Where a line holds the string "React", return that line.

>> Start Provided material

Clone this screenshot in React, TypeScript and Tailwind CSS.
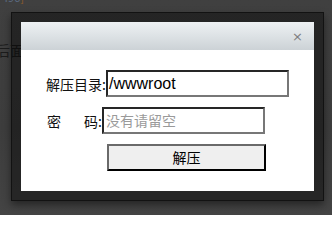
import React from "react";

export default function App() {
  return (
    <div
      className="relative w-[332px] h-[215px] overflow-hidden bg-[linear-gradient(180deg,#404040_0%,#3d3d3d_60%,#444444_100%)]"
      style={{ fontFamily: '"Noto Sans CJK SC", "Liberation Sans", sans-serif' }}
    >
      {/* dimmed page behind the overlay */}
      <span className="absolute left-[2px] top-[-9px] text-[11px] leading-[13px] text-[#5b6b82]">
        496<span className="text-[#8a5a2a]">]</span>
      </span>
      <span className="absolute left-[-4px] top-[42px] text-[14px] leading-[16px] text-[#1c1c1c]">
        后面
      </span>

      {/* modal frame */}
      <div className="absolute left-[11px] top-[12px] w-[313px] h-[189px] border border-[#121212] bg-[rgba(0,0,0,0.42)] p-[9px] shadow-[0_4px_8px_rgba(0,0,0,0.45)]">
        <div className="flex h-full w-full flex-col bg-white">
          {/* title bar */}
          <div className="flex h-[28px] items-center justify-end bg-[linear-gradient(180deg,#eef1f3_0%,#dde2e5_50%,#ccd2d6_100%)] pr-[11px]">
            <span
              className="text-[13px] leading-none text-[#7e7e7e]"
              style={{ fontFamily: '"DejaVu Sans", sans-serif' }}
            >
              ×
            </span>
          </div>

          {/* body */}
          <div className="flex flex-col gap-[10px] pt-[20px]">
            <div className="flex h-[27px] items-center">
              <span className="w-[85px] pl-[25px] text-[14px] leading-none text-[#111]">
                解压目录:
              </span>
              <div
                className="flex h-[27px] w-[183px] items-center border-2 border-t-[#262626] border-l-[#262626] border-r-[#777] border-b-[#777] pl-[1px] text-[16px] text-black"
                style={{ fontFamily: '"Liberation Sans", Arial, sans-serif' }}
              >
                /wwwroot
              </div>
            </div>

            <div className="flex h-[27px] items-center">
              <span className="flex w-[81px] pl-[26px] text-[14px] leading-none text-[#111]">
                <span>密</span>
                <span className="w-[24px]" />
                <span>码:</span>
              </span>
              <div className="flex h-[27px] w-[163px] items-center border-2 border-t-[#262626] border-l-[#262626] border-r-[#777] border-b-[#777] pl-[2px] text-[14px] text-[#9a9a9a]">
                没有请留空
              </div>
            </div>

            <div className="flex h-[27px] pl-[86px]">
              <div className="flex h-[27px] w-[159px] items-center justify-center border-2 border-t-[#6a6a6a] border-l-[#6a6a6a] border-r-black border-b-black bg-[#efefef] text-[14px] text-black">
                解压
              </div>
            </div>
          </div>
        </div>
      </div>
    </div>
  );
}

>> End Provided material

(Answer):
Clone this screenshot in React, TypeScript and Tailwind CSS.
import React from "react";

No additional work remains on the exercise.